A comprehensive understanding of the kinetics and evolution of the human B cell response to SARS-CoV-2 infection will facilitate the development of next-generation vaccines and therapies. Here, we longitudinally profiled this response in mild and severe COVID-19 patients over a period of five months. Serum neutralizing antibody (nAb) responses waned rapidly but spike (S)-specific IgG+ memory B cells (MBCs) remained stable or increased over time. Analysis of 1,213 monoclonal antibodies (mAbs) isolated from S-specific MBCs revealed a primarily de novo response that displayed increased somatic hypermutation, binding affinity, and neutralization potency over time, providing evidence for prolonged antibody affinity maturation. B cell immunodominance hierarchies were similar across donor repertoires and remained relatively stable as the immune response progressed. Cross-reactive B cell populations, likely re-called from prior endemic beta-coronavirus exposures, comprised a small but stable fraction of the repertoires and did not contribute to the neutralizing response. The neutralizing antibody response was dominated by public clonotypes that displayed significantly reduced activity against SARS-CoV-2 variants emerging in Brazil and South Africa that harbor mutations at positions 501, 484 and 417 in the S protein. Overall, the results provide insight into the dynamics, durability, and functional properties of the human B cell response to SARS-CoV-2 infection and have implications for the design of immunogens that preferentially stimulate protective B cell responses.
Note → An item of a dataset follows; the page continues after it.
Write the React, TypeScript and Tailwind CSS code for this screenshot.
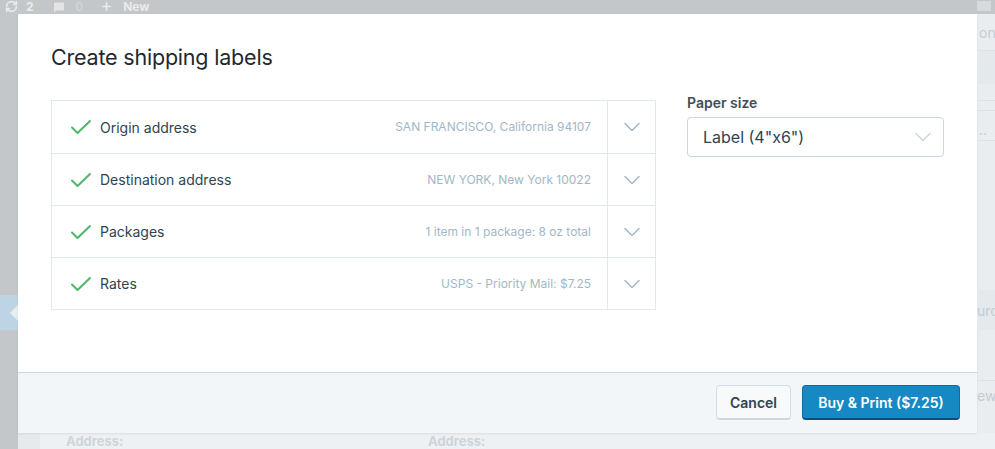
import { RefreshCw, MessageSquare, Plus } from 'lucide-react';

const font = { fontFamily: 'Inter, "Noto Sans", sans-serif' };

const steps = [
  { label: 'Origin address', summary: 'SAN FRANCISCO, California 94107' },
  { label: 'Destination address', summary: 'NEW YORK, New York 10022' },
  { label: 'Packages', summary: '1 item in 1 package: 8 oz total' },
  { label: 'Rates', summary: 'USPS - Priority Mail: $7.25' },
];

const Check = () => (
  <svg width="22" height="16" viewBox="0 0 22 16" fill="none">
    <path d="M2 8.5 L7.5 14 L20 2" stroke="#4ab866" strokeWidth="2" strokeLinecap="round" strokeLinejoin="round" />
  </svg>
);

const Chevron = ({ color = '#a2b9c9' }: { color?: string }) => (
  <svg width="16" height="10" viewBox="0 0 16 10" fill="none">
    <path d="M1 1.5 L8 8.5 L15 1.5" stroke={color} strokeWidth="1.5" strokeLinecap="round" strokeLinejoin="round" />
  </svg>
);

const App = () => {
  return (
    <div className="relative w-[995px] h-[449px] overflow-hidden bg-[#e9edf0]" style={font}>
      {/* Dimmed admin bar */}
      <div className="h-[14px] bg-[#c4c7ca] overflow-hidden">
        <div className="flex items-center h-[13px] pl-[5px] text-[#e9ebec] text-[12px] leading-[13px] font-bold">
          <RefreshCw size={13} strokeWidth={3} />
          <span className="ml-[8px]">2</span>
          <MessageSquare size={12} strokeWidth={0} fill="#e2e4e6" className="ml-[19px]" />
          <span className="ml-[11px] font-normal text-[#d5d8da]">0</span>
          <Plus size={13} strokeWidth={3} className="ml-[17px]" />
          <span className="ml-[10px]">New</span>
        </div>
      </div>

      {/* Dimmed page behind */}
      <div className="flex h-[435px]">
        <div className="w-[18px] bg-[#c4c7ca] flex flex-col">
          <div className="mt-[281px] h-[35px] bg-[#bcd4e3] flex items-center justify-end">
            <div className="w-0 h-0 border-y-[8px] border-y-transparent border-r-[8px] border-r-[#e9edf0]" />
          </div>
        </div>
        <div className="flex-1 flex flex-col">
          <div className="flex-1" />
          <div className="h-[16px] flex text-[13px] leading-[15px] font-bold text-[#cdd5db]">
            <div className="w-[22px] bg-[#e6eaed]" />
            <div className="flex-1 bg-[#edf1f4] flex items-end pl-[26px]">
              <span className="w-[362px]">Address:</span>
              <span>Address:</span>
            </div>
          </div>
        </div>
      </div>

      {/* Modal */}
      <div className="absolute left-[18px] top-[14px] w-[959px] h-[419px] bg-white flex flex-col shadow-[0_1px_2px_rgba(0,0,0,0.08)]">
        <div className="flex-1 px-[33px] pt-[28px]">
          <h1 className="text-[21.5px] leading-[30px] text-[#23282d] tracking-[-0.2px]">Create shipping labels</h1>
          <div className="mt-[28px] flex gap-[31px]">
            <div className="w-[605px] border border-[#e1e8ee]">
              {steps.map((s, i) => (
                <div key={s.label} className={`flex h-[52px] ${i > 0 ? 'border-t border-[#e1e8ee]' : ''}`}>
                  <div className="flex-1 flex items-center pl-[18px] pr-[16px]">
                    <Check />
                    <span className="ml-[8px] text-[14px] text-[#2e4453]">{s.label}</span>
                    <span className="ml-auto text-[12px] text-[#a2b7c6]">{s.summary}</span>
                  </div>
                  <div className="w-[48px] border-l border-[#e1e8ee] flex items-center justify-center">
                    <Chevron />
                  </div>
                </div>
              ))}
            </div>
            <div className="flex-1">
              <div className="text-[14px] font-semibold text-[#3d4e5c] leading-[18px] -mt-[6px]">Paper size</div>
              <div className="mt-[5px] h-[40px] border border-[#c8d7e1] rounded-[4px] flex items-center pl-[15px] pr-[12px]">
                <span className="text-[16px] text-[#2e4453]">Label (4"x6")</span>
                <span className="ml-auto">
                  <Chevron color="#c8d7e1" />
                </span>
              </div>
            </div>
          </div>
        </div>
        <div className="h-[61px] bg-[#f3f6f8] border-t border-[#c8d7e1] flex items-center justify-end gap-[11px] pr-[17px] pb-[1px]">
          <button className="h-[35px] w-[75px] bg-[#f7f9fa] border border-[#d4dee6] border-b-2 border-b-[#c8d7e1] rounded-[4px] text-[14px] font-semibold text-[#2e4453]">
            Cancel
          </button>
          <button className="h-[35px] w-[158px] bg-[#1689c4] border border-[#0a6ea1] border-b-2 border-b-[#005082] rounded-[4px] text-[14px] font-semibold text-white">
            Buy &amp; Print ($7.25)
          </button>
        </div>
      </div>

      {/* Dimmed right strip content */}
      <div className="absolute left-[977px] top-[14px] w-[18px] h-[419px] flex flex-col text-[14px] text-[#c3ccd3] overflow-hidden">
        <div className="h-[36px] flex items-center pl-[2px]">on</div>
        <div className="h-[34px] bg-[#e4e9ed] border-t border-[#dbe1e6]" />
        <div className="h-[16px]" />
        <div className="h-[10px] border-t border-[#dbe1e6]" />
        <div className="h-[30px] border-t border-[#dbe1e6] flex items-end pl-[2px]">..</div>
        <div className="h-[150px] border-t border-[#dbe1e6]" />
        <div className="h-[40px] bg-[#e4e9ed] flex items-center whitespace-nowrap">urch</div>
        <div className="h-[50px]" />
        <div className="h-[30px] border-t border-[#dbe1e6] flex items-center">ew</div>
      </div>
      <div className="absolute left-[975px] top-[0px] w-[20px] h-[14px] overflow-hidden">
        <div className="ml-[2px] mt-[1px] w-[14px] h-[10px] bg-[#d7dadc] rounded-[1px]" />
      </div>
    </div>
  );
};

export default App;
Broad and potent activity against SARS-like viruses by an engineered human monoclonal antibody.

The recurrent zoonotic spillover of coronaviruses (CoVs) into the human population underscores the need for broadly active countermeasures. We employed a directed evolution approach to engineer three severe acute respiratory syndrome coronavirus 2 (SARS-CoV-2) antibodies for enhanced neutralization breadth and potency. One of the affinity-matured variants, ADG-2, displays strong binding activity to a large panel of sarbecovirus receptor binding domains and neutralizes representative epidemic sarbecoviruses with high potency. Structural and biochemical studies demonstrate that ADG-2 employs a distinct angle of approach to recognize a highly conserved epitope that overlaps the receptor binding site. In immunocompetent mouse models of SARS and COVID-19, prophylactic administration of ADG-2 provided complete protection against respiratory burden, viral replication in the lungs, and lung pathology. Altogether, ADG-2 represents a promising broad-spectrum therapeutic candidate against clade 1 sarbecoviruses.